Repeat the material verbatim. Images are excluded from the copy.

* START *

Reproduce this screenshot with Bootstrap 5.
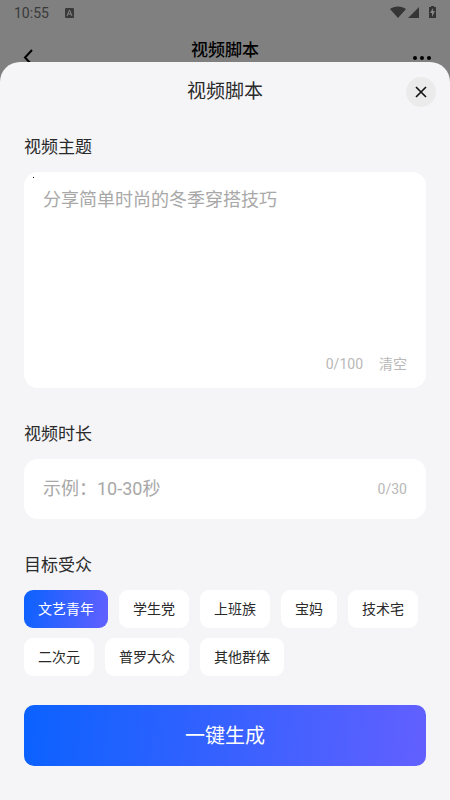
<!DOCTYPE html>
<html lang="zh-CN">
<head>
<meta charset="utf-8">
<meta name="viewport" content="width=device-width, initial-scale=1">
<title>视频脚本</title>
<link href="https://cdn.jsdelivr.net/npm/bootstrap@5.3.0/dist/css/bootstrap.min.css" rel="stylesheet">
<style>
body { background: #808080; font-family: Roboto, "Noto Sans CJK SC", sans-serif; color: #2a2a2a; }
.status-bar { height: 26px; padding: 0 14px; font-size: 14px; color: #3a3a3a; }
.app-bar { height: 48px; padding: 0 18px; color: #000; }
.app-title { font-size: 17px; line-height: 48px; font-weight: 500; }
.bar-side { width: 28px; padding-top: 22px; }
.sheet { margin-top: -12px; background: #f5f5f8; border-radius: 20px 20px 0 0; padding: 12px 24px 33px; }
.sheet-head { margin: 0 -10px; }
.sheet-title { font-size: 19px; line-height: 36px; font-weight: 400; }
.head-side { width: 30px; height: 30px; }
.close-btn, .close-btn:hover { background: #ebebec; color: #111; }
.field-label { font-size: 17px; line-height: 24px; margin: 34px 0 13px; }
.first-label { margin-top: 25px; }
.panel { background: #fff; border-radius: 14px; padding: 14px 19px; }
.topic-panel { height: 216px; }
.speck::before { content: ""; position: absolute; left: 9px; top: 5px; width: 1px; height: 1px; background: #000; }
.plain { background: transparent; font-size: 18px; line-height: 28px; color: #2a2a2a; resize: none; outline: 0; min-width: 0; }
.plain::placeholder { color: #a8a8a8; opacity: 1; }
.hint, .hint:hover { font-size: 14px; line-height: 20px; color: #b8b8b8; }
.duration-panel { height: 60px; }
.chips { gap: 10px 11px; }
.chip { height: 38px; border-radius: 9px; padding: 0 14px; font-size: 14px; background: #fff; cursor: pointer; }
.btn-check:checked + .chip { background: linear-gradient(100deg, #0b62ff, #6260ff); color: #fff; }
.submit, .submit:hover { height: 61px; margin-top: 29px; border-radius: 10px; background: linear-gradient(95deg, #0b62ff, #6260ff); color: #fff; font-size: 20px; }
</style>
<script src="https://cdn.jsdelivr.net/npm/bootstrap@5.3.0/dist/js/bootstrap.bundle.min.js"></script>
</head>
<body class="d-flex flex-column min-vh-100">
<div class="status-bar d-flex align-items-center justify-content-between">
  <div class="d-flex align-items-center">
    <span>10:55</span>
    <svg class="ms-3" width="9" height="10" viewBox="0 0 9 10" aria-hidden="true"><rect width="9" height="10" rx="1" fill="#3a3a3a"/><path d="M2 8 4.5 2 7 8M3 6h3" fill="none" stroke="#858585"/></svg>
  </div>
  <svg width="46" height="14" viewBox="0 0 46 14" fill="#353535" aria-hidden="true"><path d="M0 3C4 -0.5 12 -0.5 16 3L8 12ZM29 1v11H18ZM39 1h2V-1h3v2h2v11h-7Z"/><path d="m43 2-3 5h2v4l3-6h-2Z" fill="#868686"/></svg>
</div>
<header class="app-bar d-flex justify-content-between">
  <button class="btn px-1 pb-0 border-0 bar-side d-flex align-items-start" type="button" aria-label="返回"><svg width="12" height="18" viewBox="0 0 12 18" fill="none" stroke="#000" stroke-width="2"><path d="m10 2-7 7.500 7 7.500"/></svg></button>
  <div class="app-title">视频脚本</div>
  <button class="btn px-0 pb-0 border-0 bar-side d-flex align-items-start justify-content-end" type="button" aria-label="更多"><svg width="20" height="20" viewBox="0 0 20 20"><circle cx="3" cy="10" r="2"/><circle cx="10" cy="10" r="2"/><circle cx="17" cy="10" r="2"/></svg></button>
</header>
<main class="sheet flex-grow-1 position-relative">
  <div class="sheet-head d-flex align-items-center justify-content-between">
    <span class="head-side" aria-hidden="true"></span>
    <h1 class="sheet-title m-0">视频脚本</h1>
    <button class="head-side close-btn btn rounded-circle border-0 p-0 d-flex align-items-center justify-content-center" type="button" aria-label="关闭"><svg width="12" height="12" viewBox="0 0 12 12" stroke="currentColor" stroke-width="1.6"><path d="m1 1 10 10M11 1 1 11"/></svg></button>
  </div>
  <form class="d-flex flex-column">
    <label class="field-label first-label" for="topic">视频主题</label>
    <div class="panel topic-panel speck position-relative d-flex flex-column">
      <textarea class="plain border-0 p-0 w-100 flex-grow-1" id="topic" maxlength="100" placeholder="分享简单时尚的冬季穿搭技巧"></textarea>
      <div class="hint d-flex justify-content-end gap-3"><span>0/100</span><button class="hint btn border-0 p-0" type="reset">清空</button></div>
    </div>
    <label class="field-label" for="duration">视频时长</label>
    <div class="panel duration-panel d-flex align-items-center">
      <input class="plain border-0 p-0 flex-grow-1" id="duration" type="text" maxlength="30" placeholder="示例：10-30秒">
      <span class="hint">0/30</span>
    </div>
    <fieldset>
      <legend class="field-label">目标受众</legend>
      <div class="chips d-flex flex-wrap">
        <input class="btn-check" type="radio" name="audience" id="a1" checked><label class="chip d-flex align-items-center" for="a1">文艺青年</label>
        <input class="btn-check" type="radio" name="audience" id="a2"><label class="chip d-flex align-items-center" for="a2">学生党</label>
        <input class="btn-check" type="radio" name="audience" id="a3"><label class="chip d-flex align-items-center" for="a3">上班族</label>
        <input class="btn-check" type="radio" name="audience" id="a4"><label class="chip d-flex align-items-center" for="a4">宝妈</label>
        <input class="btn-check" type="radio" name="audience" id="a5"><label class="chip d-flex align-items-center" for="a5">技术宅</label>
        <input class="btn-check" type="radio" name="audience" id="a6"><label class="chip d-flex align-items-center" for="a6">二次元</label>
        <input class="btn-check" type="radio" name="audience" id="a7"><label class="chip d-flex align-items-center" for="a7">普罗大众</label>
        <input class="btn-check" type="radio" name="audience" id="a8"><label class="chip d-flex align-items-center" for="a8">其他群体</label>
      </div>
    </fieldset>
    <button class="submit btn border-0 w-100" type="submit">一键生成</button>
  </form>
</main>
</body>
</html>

* END *

Exercise response:
Reproduce this screenshot with Bootstrap 5.
<!DOCTYPE html>
<html lang="zh-CN">
<head>
<meta charset="utf-8">
<meta name="viewport" content="width=device-width, initial-scale=1">
<title>视频脚本</title>
<link href="https://cdn.jsdelivr.net/npm/bootstrap@5.3.0/dist/css/bootstrap.min.css" rel="stylesheet">
<style>
body { background: #808080; font-family: Roboto, "Noto Sans CJK SC", sans-serif; color: #2a2a2a; }
.status-bar { height: 26px; padding: 0 14px; font-size: 14px; color: #3a3a3a; }
.app-bar { height: 48px; padding: 0 18px; color: #000; }
.app-title { font-size: 17px; line-height: 48px; font-weight: 500; }
.bar-side { width: 28px; padding-top: 22px; }
.sheet { margin-top: -12px; background: #f5f5f8; border-radius: 20px 20px 0 0; padding: 12px 24px 33px; }
.sheet-head { margin: 0 -10px; }
.sheet-title { font-size: 19px; line-height: 36px; font-weight: 400; }
.head-side { width: 30px; height: 30px; }
.close-btn, .close-btn:hover { background: #ebebec; color: #111; }
.field-label { font-size: 17px; line-height: 24px; margin: 34px 0 13px; }
.first-label { margin-top: 25px; }
.panel { background: #fff; border-radius: 14px; padding: 14px 19px; }
.topic-panel { height: 216px; }
.speck::before { content: ""; position: absolute; left: 9px; top: 5px; width: 1px; height: 1px; background: #000; }
.plain { background: transparent; font-size: 18px; line-height: 28px; color: #2a2a2a; resize: none; outline: 0; min-width: 0; }
.plain::placeholder { color: #a8a8a8; opacity: 1; }
.hint, .hint:hover { font-size: 14px; line-height: 20px; color: #b8b8b8; }
.duration-panel { height: 60px; }
.chips { gap: 10px 11px; }
.chip { height: 38px; border-radius: 9px; padding: 0 14px; font-size: 14px; background: #fff; cursor: pointer; }
.btn-check:checked + .chip { background: linear-gradient(100deg, #0b62ff, #6260ff); color: #fff; }
.submit, .submit:hover { height: 61px; margin-top: 29px; border-radius: 10px; background: linear-gradient(95deg, #0b62ff, #6260ff); color: #fff; font-size: 20px; }
</style>
<script src="https://cdn.jsdelivr.net/npm/bootstrap@5.3.0/dist/js/bootstrap.bundle.min.js"></script>
</head>
<body class="d-flex flex-column min-vh-100">
<div class="status-bar d-flex align-items-center justify-content-between">
  <div class="d-flex align-items-center">
    <span>10:55</span>
    <svg class="ms-3" width="9" height="10" viewBox="0 0 9 10" aria-hidden="true"><rect width="9" height="10" rx="1" fill="#3a3a3a"/><path d="M2 8 4.5 2 7 8M3 6h3" fill="none" stroke="#858585"/></svg>
  </div>
  <svg width="46" height="14" viewBox="0 0 46 14" fill="#353535" aria-hidden="true"><path d="M0 3C4 -0.5 12 -0.5 16 3L8 12ZM29 1v11H18ZM39 1h2V-1h3v2h2v11h-7Z"/><path d="m43 2-3 5h2v4l3-6h-2Z" fill="#868686"/></svg>
</div>
<header class="app-bar d-flex justify-content-between">
  <button class="btn px-1 pb-0 border-0 bar-side d-flex align-items-start" type="button" aria-label="返回"><svg width="12" height="18" viewBox="0 0 12 18" fill="none" stroke="#000" stroke-width="2"><path d="m10 2-7 7.500 7 7.500"/></svg></button>
  <div class="app-title">视频脚本</div>
  <button class="btn px-0 pb-0 border-0 bar-side d-flex align-items-start justify-content-end" type="button" aria-label="更多"><svg width="20" height="20" viewBox="0 0 20 20"><circle cx="3" cy="10" r="2"/><circle cx="10" cy="10" r="2"/><circle cx="17" cy="10" r="2"/></svg></button>
</header>
<main class="sheet flex-grow-1 position-relative">
  <div class="sheet-head d-flex align-items-center justify-content-between">
    <span class="head-side" aria-hidden="true"></span>
    <h1 class="sheet-title m-0">视频脚本</h1>
    <button class="head-side close-btn btn rounded-circle border-0 p-0 d-flex align-items-center justify-content-center" type="button" aria-label="关闭"><svg width="12" height="12" viewBox="0 0 12 12" stroke="currentColor" stroke-width="1.6"><path d="m1 1 10 10M11 1 1 11"/></svg></button>
  </div>
  <form class="d-flex flex-column">
    <label class="field-label first-label" for="topic">视频主题</label>
    <div class="panel topic-panel speck position-relative d-flex flex-column">
      <textarea class="plain border-0 p-0 w-100 flex-grow-1" id="topic" maxlength="100" placeholder="分享简单时尚的冬季穿搭技巧"></textarea>
      <div class="hint d-flex justify-content-end gap-3"><span>0/100</span><button class="hint btn border-0 p-0" type="reset">清空</button></div>
    </div>
    <label class="field-label" for="duration">视频时长</label>
    <div class="panel duration-panel d-flex align-items-center">
      <input class="plain border-0 p-0 flex-grow-1" id="duration" type="text" maxlength="30" placeholder="示例：10-30秒">
      <span class="hint">0/30</span>
    </div>
    <fieldset>
      <legend class="field-label">目标受众</legend>
      <div class="chips d-flex flex-wrap">
        <input class="btn-check" type="radio" name="audience" id="a1" checked><label class="chip d-flex align-items-center" for="a1">文艺青年</label>
        <input class="btn-check" type="radio" name="audience" id="a2"><label class="chip d-flex align-items-center" for="a2">学生党</label>
        <input class="btn-check" type="radio" name="audience" id="a3"><label class="chip d-flex align-items-center" for="a3">上班族</label>
        <input class="btn-check" type="radio" name="audience" id="a4"><label class="chip d-flex align-items-center" for="a4">宝妈</label>
        <input class="btn-check" type="radio" name="audience" id="a5"><label class="chip d-flex align-items-center" for="a5">技术宅</label>
        <input class="btn-check" type="radio" name="audience" id="a6"><label class="chip d-flex align-items-center" for="a6">二次元</label>
        <input class="btn-check" type="radio" name="audience" id="a7"><label class="chip d-flex align-items-center" for="a7">普罗大众</label>
        <input class="btn-check" type="radio" name="audience" id="a8"><label class="chip d-flex align-items-center" for="a8">其他群体</label>
      </div>
    </fieldset>
    <button class="submit btn border-0 w-100" type="submit">一键生成</button>
  </form>
</main>
</body>
</html>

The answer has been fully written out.